Das ist in der Tat für viele Männer nach wie vor ein Problem, während Teilzeit vor allem bei Frauen verbreitet ist. Gegenwärtig gehen 6 von 10 erwerbstätigen Frauen, aber nur 1,7 von 10 Männern einer Teilzeitarbeit nach. Gemäss einer Studie von Pro Familia aus dem Jahr 2010 würden neun von zehn Männern gerne Teilzeit arbeiten.
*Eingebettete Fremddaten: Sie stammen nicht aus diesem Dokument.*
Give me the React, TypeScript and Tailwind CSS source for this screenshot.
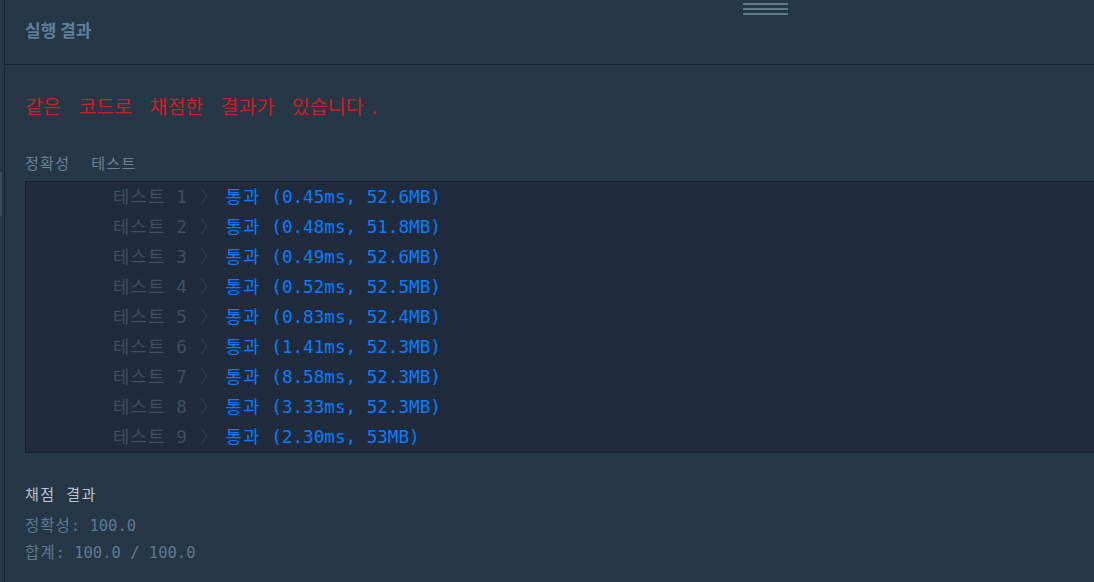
import React from 'react'

const mono = "font-['DejaVu_Sans_Mono','Noto_Sans_CJK_KR',monospace]"

const tests = [
  ['1', '0.45ms, 52.6MB'],
  ['2', '0.48ms, 51.8MB'],
  ['3', '0.49ms, 52.6MB'],
  ['4', '0.52ms, 52.5MB'],
  ['5', '0.83ms, 52.4MB'],
  ['6', '1.41ms, 52.3MB'],
  ['7', '8.58ms, 52.3MB'],
  ['8', '3.33ms, 52.3MB'],
  ['9', '2.30ms, 53MB'],
]

function TestRow({ no, stat }: { no: string; stat: string }) {
  return (
    <div className="flex items-center h-[30px] pl-[87px] whitespace-pre">
      <span className="text-[#3f5063]">
        <span className="tracking-[1.4px]">테스트</span> {no}
      </span>
      <span className="text-[#2e3d4f] ml-[13px] mr-[8px]">〉</span>
      <span className="text-[#0a7cff]">
        <span className="tracking-[1.4px]">통과</span> ({stat})
      </span>
    </div>
  )
}

export default function App() {
  return (
    <div className="w-[1094px] h-[582px] overflow-hidden flex bg-[#263747]">
      <div className="w-[4px] shrink-0 flex flex-col">
        <div className="h-[172px]" />
        <div className="w-[2px] h-[44px] bg-[#3a4b5c]" />
      </div>
      <div className="w-px shrink-0 bg-[#1a2533]" />
      <div className="flex-1 flex flex-col min-w-0">
        <div className="relative h-[65px] border-b border-[#172230] flex items-center pl-[20px] pb-[4px]">
          <span className="font-['Noto_Sans_CJK_KR',sans-serif] font-bold text-[17px] text-[#607f9b]">실행 결과</span>
          <div className="absolute left-[738px] top-[3px] w-[45px] flex flex-col gap-[3px]">
            <div className="h-[2px] bg-[#5e7c88]" />
            <div className="h-[2px] bg-[#5e7c88]" />
            <div className="h-[2px] bg-[#5e7c88]" />
          </div>
        </div>
        <div className={`pl-[20px] pt-[27px] ${mono}`}>
          <div className="font-['Noto_Sans_CJK_KR',monospace] text-[#cc1f1f] text-[19.5px] leading-[28px] [word-spacing:13px] whitespace-pre">
            같은 코드로 채점한 결과가 있습니다<span className="ml-[8px]">.</span>
          </div>
          <div className="mt-[34px] text-[15px] leading-[20px] text-[#6d8293] whitespace-pre flex">
            <span className="tracking-[1.3px]">정확성</span>
            <span className="ml-[21px] tracking-[1.3px]">테스트</span>
          </div>
          <div className="mt-[7px] bg-[#202b3d] border border-r-0 border-[#172030] text-[17.6px]">
            {tests.map(([n, s]) => (
              <TestRow key={n} no={n} stat={s} />
            ))}
          </div>
          <div className="mt-[32px] text-[15px] leading-[20px] text-[#b9c4cd] whitespace-pre tracking-[1.5px]">채점 결과</div>
          <div className="mt-[11px] text-[15.5px] leading-[20px] text-[#5d7a90] whitespace-pre">
            <span className="tracking-[1px]">정확성</span>: 100.0
          </div>
          <div className="mt-[7px] text-[15.5px] leading-[20px] text-[#5d7a90] whitespace-pre">
            <span className="tracking-[1px]">합계</span>: 100.0 / 100.0
          </div>
        </div>
      </div>
    </div>
  )
}
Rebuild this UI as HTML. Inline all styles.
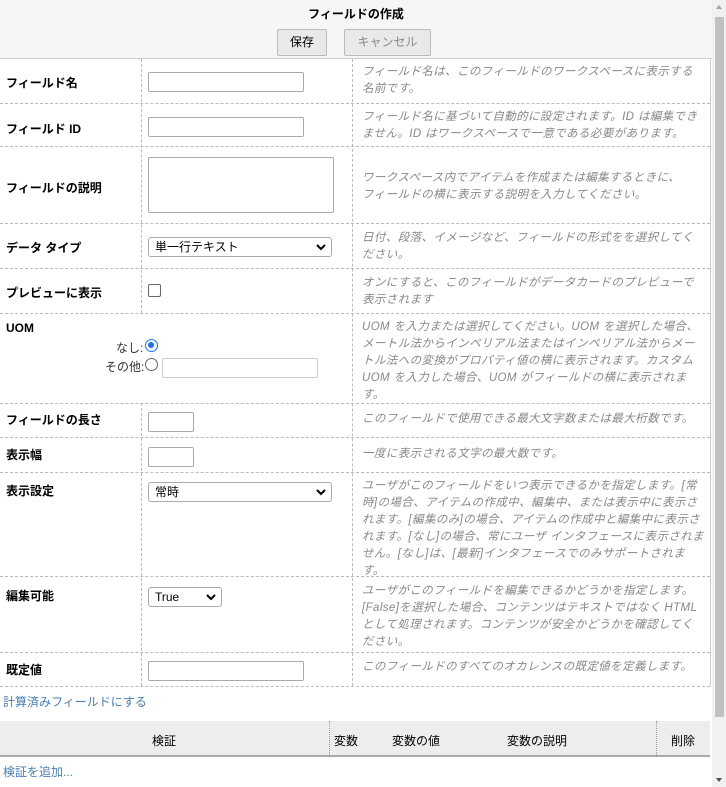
<!DOCTYPE html>
<html><head><meta charset="utf-8"><style>
*{box-sizing:border-box;margin:0;padding:0}
body{width:726px;height:787px;overflow:hidden;background:#fff;font-family:"Liberation Sans","Noto Sans CJK JP",sans-serif;position:relative;font-size:12px;color:#000}
.a{position:absolute}
.hdr{left:0;top:0;width:712px;height:59px;background:#f6f6f6;border-bottom:1px solid #ccc}
.btn{position:absolute;top:29px;height:27px;border:1px solid #bbb;border-radius:2px;background:#e9e9e9;font-size:12px;text-align:center;line-height:25px}
.hl{position:absolute;left:0;width:710px;border-top:1px dashed #bbb}
.vl{position:absolute;border-left:1px dashed #bbb}
.lab{position:absolute;left:6px;font-weight:bold;font-size:12px}
.desc{position:absolute;left:362px;width:345px;font-style:italic;color:#888;font-size:11.5px;line-height:17px;letter-spacing:0.4px;white-space:nowrap}
.in{position:absolute;left:148px;height:20px;border:1px solid #aaa;border-radius:2px;background:#fff}
.sel{position:absolute;left:148px;height:20px;border:1px solid #aaa;border-radius:3px;background:#fff;font-size:12px;line-height:18px;padding-left:6px}
.sel svg{position:absolute;right:5px;top:6px}
</style></head><body>
<div class="a hdr"></div>
<div class="a" style="left:0;top:5px;width:712px;text-align:center;font-weight:bold;font-size:12px">フィールドの作成</div>
<div class="btn" style="left:277px;width:50px">保存</div>
<div class="btn" style="left:344px;width:87px;color:#888">キャンセル</div>

<div class="vl" style="left:710px;top:59px;height:627px;border-left:1px solid #ccc"></div>
<div class="hl" style="top:103px"></div>
<div class="hl" style="top:146px"></div>
<div class="hl" style="top:223px"></div>
<div class="hl" style="top:268px"></div>
<div class="hl" style="top:313px"></div>
<div class="hl" style="top:403px"></div>
<div class="hl" style="top:437px"></div>
<div class="hl" style="top:472px"></div>
<div class="hl" style="top:576px"></div>
<div class="hl" style="top:652px"></div>
<div class="hl" style="top:686px"></div>
<div class="vl" style="left:141px;top:59px;height:254px"></div>
<div class="vl" style="left:141px;top:403px;height:283px"></div>
<div class="vl" style="left:352px;top:59px;height:627px"></div>

<div class="lab" style="top:74px">フィールド名</div>
<div class="in" style="left:148px;top:72px;width:156px"></div>
<div class="desc" style="top:64px">フィールド名は、このフィールドのワークスペースに表示する<br>名前です。</div>

<div class="lab" style="top:120px">フィールド ID</div>
<div class="in" style="top:117px;width:156px"></div>
<div class="desc" style="top:109px">フィールド名に基づいて自動的に設定されます。ID は編集でき<br>ません。ID はワークスペースで一意である必要があります。</div>

<div class="lab" style="top:179px">フィールドの説明</div>
<div class="in" style="top:157px;width:186px;height:56px"></div>
<div class="desc" style="top:170px">ワークスペース内でアイテムを作成または編集するときに、<br>フィールドの横に表示する説明を入力してください。</div>

<div class="lab" style="top:239px">データ タイプ</div>
<div class="sel" style="top:237px;width:184px">単一行テキスト<svg width="10" height="7" viewBox="0 0 10 7"><path d="M1 1l4 4 4-4" stroke="#000" stroke-width="2" fill="none"/></svg></div>
<div class="desc" style="top:230px">日付、段落、イメージなど、フィールドの形式をを選択してく<br>ださい。</div>

<div class="lab" style="top:284px">プレビューに表示</div>
<div class="a" style="left:148px;top:284px;width:13px;height:13px;border:1px solid #666;border-radius:2px"></div>
<div class="desc" style="top:275px">オンにすると、このフィールドがデータカードのプレビューで<br>表示されます</div>

<div class="lab" style="top:321px">UOM</div>
<div class="a" style="left:116px;top:339px;color:#333">なし:</div>
<div class="a" style="left:145px;top:339px;width:13px;height:13px;border-radius:50%;border:1.5px solid #1a73e8;background:#fff"><div style="position:absolute;left:2px;top:2px;width:6px;height:6px;border-radius:50%;background:#1a73e8"></div></div>
<div class="a" style="left:105px;top:358px;color:#333">その他:</div>
<div class="a" style="left:145px;top:358px;width:13px;height:13px;border-radius:50%;border:1px solid #666"></div>
<div class="in" style="left:162px;top:358px;width:156px;border-color:#ccc"></div>
<div class="desc" style="top:319px">UOM を入力または選択してください。UOM を選択した場合、<br>メートル法からインペリアル法またはインペリアル法からメー<br>トル法への変換がプロパティ値の横に表示されます。カスタム<br>UOM を入力した場合、UOM がフィールドの横に表示されま<br>す。</div>

<div class="lab" style="top:411px">フィールドの長さ</div>
<div class="in" style="top:412px;width:46px"></div>
<div class="desc" style="top:411px">このフィールドで使用できる最大文字数または最大桁数です。</div>

<div class="lab" style="top:446px">表示幅</div>
<div class="in" style="top:447px;width:46px"></div>
<div class="desc" style="top:446px">一度に表示される文字の最大数です。</div>

<div class="lab" style="top:482px">表示設定</div>
<div class="sel" style="top:482px;width:184px">常時<svg width="10" height="7" viewBox="0 0 10 7"><path d="M1 1l4 4 4-4" stroke="#000" stroke-width="2" fill="none"/></svg></div>
<div class="desc" style="top:478px">ユーザがこのフィールドをいつ表示できるかを指定します。[常<br>時]の場合、アイテムの作成中、編集中、または表示中に表示さ<br>れます。[編集のみ]の場合、アイテムの作成中と編集中に表示さ<br>れます。[なし]の場合、常にユーザ インタフェースに表示されま<br>せん。[なし]は、[最新]インタフェースでのみサポートされま<br>す。</div>

<div class="lab" style="top:587px">編集可能</div>
<div class="sel" style="top:587px;width:74px">True<svg width="10" height="7" viewBox="0 0 10 7"><path d="M1 1l4 4 4-4" stroke="#000" stroke-width="2" fill="none"/></svg></div>
<div class="desc" style="top:583px">ユーザがこのフィールドを編集できるかどうかを指定します。<br>[False]を選択した場合、コンテンツはテキストではなく HTML<br>として処理されます。コンテンツが安全かどうかを確認してく<br>ださい。</div>

<div class="lab" style="top:661px">既定値</div>
<div class="in" style="top:661px;width:156px"></div>
<div class="desc" style="top:659px">このフィールドのすべてのオカレンスの既定値を定義します。</div>

<div class="a" style="left:3px;top:693px;color:#4a7eb0;font-size:12px">計算済みフィールドにする</div>

<div class="a" style="left:0;top:721px;width:710px;height:36px;background:#ededed;border-bottom:2px solid #aaa"></div>
<div class="vl" style="left:329px;top:721px;height:36px;border-left:1px dotted #999"></div>
<div class="vl" style="left:656px;top:721px;height:36px;border-left:1px dotted #999"></div>
<div class="a" style="left:152px;top:732px">検証</div>
<div class="a" style="left:334px;top:732px">変数</div>
<div class="a" style="left:392px;top:732px">変数の値</div>
<div class="a" style="left:507px;top:732px">変数の説明</div>
<div class="a" style="left:671px;top:732px">削除</div>
<div class="a" style="left:3px;top:763px;color:#4a7eb0">検証を追加...</div>

<div class="a" style="left:712px;top:0;width:14px;height:787px;background:#f1f1f1"></div>
<div class="a" style="left:715px;top:17px;width:9px;height:700px;background:#c1c1c1"></div>
<div class="a" style="left:716px;top:5px;width:0;height:0;border-left:3px solid transparent;border-right:3px solid transparent;border-bottom:4px solid #a3a3a3"></div>
<div class="a" style="left:716px;top:778px;width:0;height:0;border-left:3px solid transparent;border-right:3px solid transparent;border-top:4px solid #505050"></div>
</body></html>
Das Projekt „Teilzeitmann“ arbeitet gezielt darauf hin, diesen Anteil der Männer bis ins Jahr 2020 auf 20 Prozent zu erhöhen.
 
Bei der Frage nach Teilzeit geht es allerdings nie nur um reine Zahlen. So befürchten Arbeitnehmende zu Recht, dass sie bei einer Pensenreduktion dieselbe Arbeit für weniger Lohn erledigen müssen, oder dass sie in ihrer neu gewonnenen Freizeit zumindest erreichbar sein müssen. Es ist deshalb zwingend, mit den Vorgesetzten die konkrete Umsetzung zu besprechen. Letztlich geht es immer um einen Kompromiss zwischen betrieblichen Anforderungen und individuellen Bedürfnissen.
 
Arbeitgeber wiederum scheuen den höheren Koordinationsaufwand. Es gibt zweifellos Jobs oder Situationen, die eine volle Präsenz erfordern. Abgesehen von diesen Fällen ist das krampfhafte Festhalten an 100 Prozent aber oft Ausdruck von Gewohnheiten oder Vorurteilen – oder der Angst, die Kontrolle über die Mitarbeitenden zu verlieren. Verschiedene Untersuchungen weisen allerdings nach, dass Teilzeitmitarbeitende weniger fehlen, dass sie dem Arbeitgeber länger treu sind und eine höhere Produktivität als Vollzeitmitarbeitende an den Tag legen.